> **Problem description**: Reproduce every record below exactly as written, leaving out any pictures.

(Web page code records)

◆ ◆ ◆

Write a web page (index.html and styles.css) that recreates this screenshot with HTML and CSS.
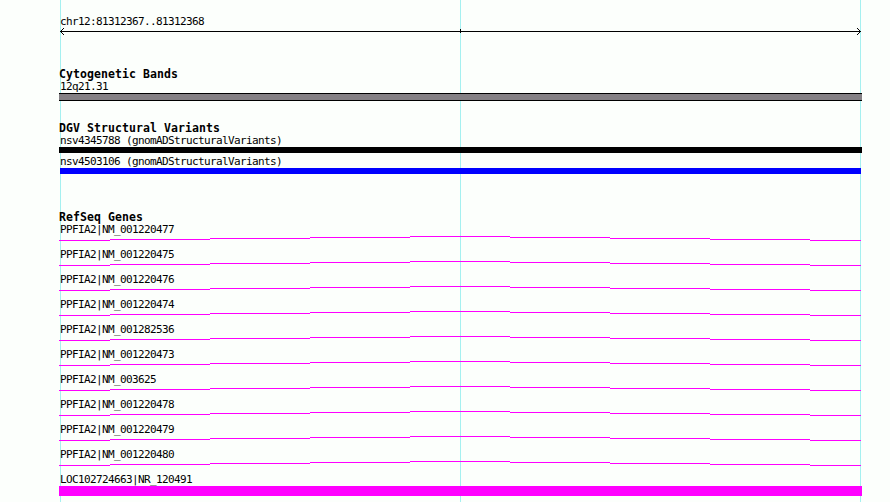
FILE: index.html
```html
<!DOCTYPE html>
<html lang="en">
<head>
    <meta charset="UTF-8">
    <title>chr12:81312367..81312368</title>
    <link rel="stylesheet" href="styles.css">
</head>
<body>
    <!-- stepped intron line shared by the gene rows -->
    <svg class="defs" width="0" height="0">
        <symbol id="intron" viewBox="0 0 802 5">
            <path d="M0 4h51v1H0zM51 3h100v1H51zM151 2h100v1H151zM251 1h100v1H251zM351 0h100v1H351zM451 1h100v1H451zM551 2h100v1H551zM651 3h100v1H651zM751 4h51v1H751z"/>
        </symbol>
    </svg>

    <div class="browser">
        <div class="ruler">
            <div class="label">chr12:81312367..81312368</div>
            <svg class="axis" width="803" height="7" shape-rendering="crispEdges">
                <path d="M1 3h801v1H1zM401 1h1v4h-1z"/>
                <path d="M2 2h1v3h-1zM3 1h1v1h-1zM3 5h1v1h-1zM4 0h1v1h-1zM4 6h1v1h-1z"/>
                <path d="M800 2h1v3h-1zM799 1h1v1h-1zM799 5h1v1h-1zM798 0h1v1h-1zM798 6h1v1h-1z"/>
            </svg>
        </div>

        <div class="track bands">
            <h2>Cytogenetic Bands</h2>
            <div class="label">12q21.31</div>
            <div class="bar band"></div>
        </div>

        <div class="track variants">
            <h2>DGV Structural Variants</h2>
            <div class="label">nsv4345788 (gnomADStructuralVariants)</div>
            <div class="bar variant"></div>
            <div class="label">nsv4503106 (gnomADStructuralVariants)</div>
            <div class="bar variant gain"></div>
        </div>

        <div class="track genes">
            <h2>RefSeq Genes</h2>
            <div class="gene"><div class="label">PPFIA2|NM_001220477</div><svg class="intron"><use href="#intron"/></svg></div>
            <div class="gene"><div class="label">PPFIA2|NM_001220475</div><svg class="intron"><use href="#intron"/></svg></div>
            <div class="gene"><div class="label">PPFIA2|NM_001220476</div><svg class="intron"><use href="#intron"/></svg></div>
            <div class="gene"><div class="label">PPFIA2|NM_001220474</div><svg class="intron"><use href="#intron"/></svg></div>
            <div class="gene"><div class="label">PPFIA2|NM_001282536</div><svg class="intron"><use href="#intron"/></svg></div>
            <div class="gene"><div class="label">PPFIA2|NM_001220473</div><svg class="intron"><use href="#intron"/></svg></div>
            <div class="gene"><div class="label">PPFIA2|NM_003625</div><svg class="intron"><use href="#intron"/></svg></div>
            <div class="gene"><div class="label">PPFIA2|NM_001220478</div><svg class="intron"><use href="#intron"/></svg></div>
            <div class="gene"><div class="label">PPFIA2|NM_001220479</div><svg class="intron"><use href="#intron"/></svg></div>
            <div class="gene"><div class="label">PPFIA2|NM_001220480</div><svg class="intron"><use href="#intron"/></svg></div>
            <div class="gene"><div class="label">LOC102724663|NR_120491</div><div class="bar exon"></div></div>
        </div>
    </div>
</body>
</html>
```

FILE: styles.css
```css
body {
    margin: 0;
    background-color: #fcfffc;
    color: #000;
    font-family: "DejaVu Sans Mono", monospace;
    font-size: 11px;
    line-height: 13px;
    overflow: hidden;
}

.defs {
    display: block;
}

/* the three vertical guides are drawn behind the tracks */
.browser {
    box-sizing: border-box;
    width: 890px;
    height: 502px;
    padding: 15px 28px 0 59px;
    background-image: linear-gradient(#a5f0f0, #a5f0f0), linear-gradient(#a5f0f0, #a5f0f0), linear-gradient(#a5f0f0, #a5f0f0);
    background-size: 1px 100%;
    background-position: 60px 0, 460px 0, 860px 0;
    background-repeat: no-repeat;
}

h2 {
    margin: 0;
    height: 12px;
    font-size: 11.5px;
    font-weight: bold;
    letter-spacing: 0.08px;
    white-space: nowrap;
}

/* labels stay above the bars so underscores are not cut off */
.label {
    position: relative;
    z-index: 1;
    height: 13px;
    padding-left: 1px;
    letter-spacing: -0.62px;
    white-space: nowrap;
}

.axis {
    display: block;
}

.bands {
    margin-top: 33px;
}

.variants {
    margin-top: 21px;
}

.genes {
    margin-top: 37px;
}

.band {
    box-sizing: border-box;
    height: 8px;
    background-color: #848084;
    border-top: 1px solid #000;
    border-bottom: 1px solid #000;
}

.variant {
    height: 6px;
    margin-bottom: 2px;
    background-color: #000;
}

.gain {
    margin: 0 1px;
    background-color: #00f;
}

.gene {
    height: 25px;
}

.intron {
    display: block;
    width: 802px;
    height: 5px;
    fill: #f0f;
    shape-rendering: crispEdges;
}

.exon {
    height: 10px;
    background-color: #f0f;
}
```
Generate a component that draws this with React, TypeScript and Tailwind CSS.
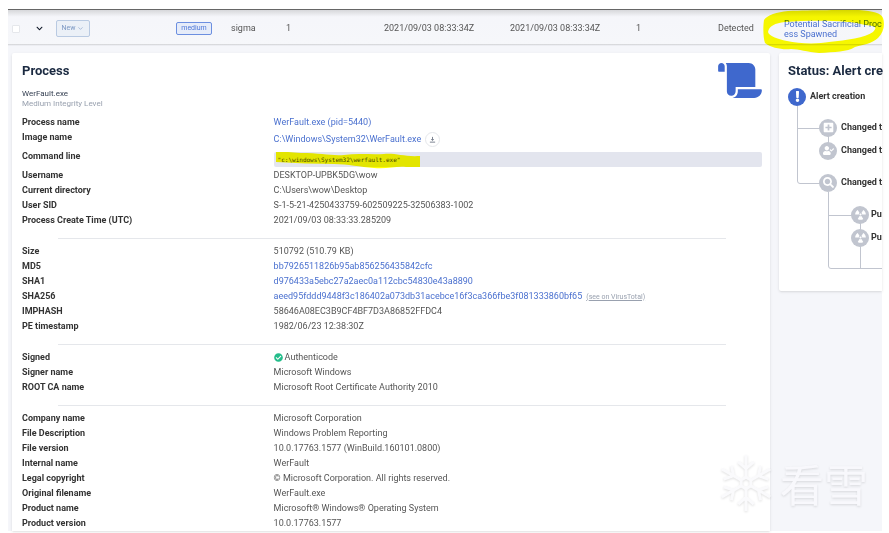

◆ ◆ ◆

> **Solution to this problem**:
Write a web page (index.html and styles.css) that recreates this screenshot with HTML and CSS.
FILE: index.html
```html
<!DOCTYPE html>
<html lang="en">
<head>
    <meta charset="UTF-8">
    <title>chr12:81312367..81312368</title>
    <link rel="stylesheet" href="styles.css">
</head>
<body>
    <!-- stepped intron line shared by the gene rows -->
    <svg class="defs" width="0" height="0">
        <symbol id="intron" viewBox="0 0 802 5">
            <path d="M0 4h51v1H0zM51 3h100v1H51zM151 2h100v1H151zM251 1h100v1H251zM351 0h100v1H351zM451 1h100v1H451zM551 2h100v1H551zM651 3h100v1H651zM751 4h51v1H751z"/>
        </symbol>
    </svg>

    <div class="browser">
        <div class="ruler">
            <div class="label">chr12:81312367..81312368</div>
            <svg class="axis" width="803" height="7" shape-rendering="crispEdges">
                <path d="M1 3h801v1H1zM401 1h1v4h-1z"/>
                <path d="M2 2h1v3h-1zM3 1h1v1h-1zM3 5h1v1h-1zM4 0h1v1h-1zM4 6h1v1h-1z"/>
                <path d="M800 2h1v3h-1zM799 1h1v1h-1zM799 5h1v1h-1zM798 0h1v1h-1zM798 6h1v1h-1z"/>
            </svg>
        </div>

        <div class="track bands">
            <h2>Cytogenetic Bands</h2>
            <div class="label">12q21.31</div>
            <div class="bar band"></div>
        </div>

        <div class="track variants">
            <h2>DGV Structural Variants</h2>
            <div class="label">nsv4345788 (gnomADStructuralVariants)</div>
            <div class="bar variant"></div>
            <div class="label">nsv4503106 (gnomADStructuralVariants)</div>
            <div class="bar variant gain"></div>
        </div>

        <div class="track genes">
            <h2>RefSeq Genes</h2>
            <div class="gene"><div class="label">PPFIA2|NM_001220477</div><svg class="intron"><use href="#intron"/></svg></div>
            <div class="gene"><div class="label">PPFIA2|NM_001220475</div><svg class="intron"><use href="#intron"/></svg></div>
            <div class="gene"><div class="label">PPFIA2|NM_001220476</div><svg class="intron"><use href="#intron"/></svg></div>
            <div class="gene"><div class="label">PPFIA2|NM_001220474</div><svg class="intron"><use href="#intron"/></svg></div>
            <div class="gene"><div class="label">PPFIA2|NM_001282536</div><svg class="intron"><use href="#intron"/></svg></div>
            <div class="gene"><div class="label">PPFIA2|NM_001220473</div><svg class="intron"><use href="#intron"/></svg></div>
            <div class="gene"><div class="label">PPFIA2|NM_003625</div><svg class="intron"><use href="#intron"/></svg></div>
            <div class="gene"><div class="label">PPFIA2|NM_001220478</div><svg class="intron"><use href="#intron"/></svg></div>
            <div class="gene"><div class="label">PPFIA2|NM_001220479</div><svg class="intron"><use href="#intron"/></svg></div>
            <div class="gene"><div class="label">PPFIA2|NM_001220480</div><svg class="intron"><use href="#intron"/></svg></div>
            <div class="gene"><div class="label">LOC102724663|NR_120491</div><div class="bar exon"></div></div>
        </div>
    </div>
</body>
</html>
```

FILE: styles.css
```css
body {
    margin: 0;
    background-color: #fcfffc;
    color: #000;
    font-family: "DejaVu Sans Mono", monospace;
    font-size: 11px;
    line-height: 13px;
    overflow: hidden;
}

.defs {
    display: block;
}

/* the three vertical guides are drawn behind the tracks */
.browser {
    box-sizing: border-box;
    width: 890px;
    height: 502px;
    padding: 15px 28px 0 59px;
    background-image: linear-gradient(#a5f0f0, #a5f0f0), linear-gradient(#a5f0f0, #a5f0f0), linear-gradient(#a5f0f0, #a5f0f0);
    background-size: 1px 100%;
    background-position: 60px 0, 460px 0, 860px 0;
    background-repeat: no-repeat;
}

h2 {
    margin: 0;
    height: 12px;
    font-size: 11.5px;
    font-weight: bold;
    letter-spacing: 0.08px;
    white-space: nowrap;
}

/* labels stay above the bars so underscores are not cut off */
.label {
    position: relative;
    z-index: 1;
    height: 13px;
    padding-left: 1px;
    letter-spacing: -0.62px;
    white-space: nowrap;
}

.axis {
    display: block;
}

.bands {
    margin-top: 33px;
}

.variants {
    margin-top: 21px;
}

.genes {
    margin-top: 37px;
}

.band {
    box-sizing: border-box;
    height: 8px;
    background-color: #848084;
    border-top: 1px solid #000;
    border-bottom: 1px solid #000;
}

.variant {
    height: 6px;
    margin-bottom: 2px;
    background-color: #000;
}

.gain {
    margin: 0 1px;
    background-color: #00f;
}

.gene {
    height: 25px;
}

.intron {
    display: block;
    width: 802px;
    height: 5px;
    fill: #f0f;
    shape-rendering: crispEdges;
}

.exon {
    height: 10px;
    background-color: #f0f;
}
```
Generate a component that draws this with React, TypeScript and Tailwind CSS.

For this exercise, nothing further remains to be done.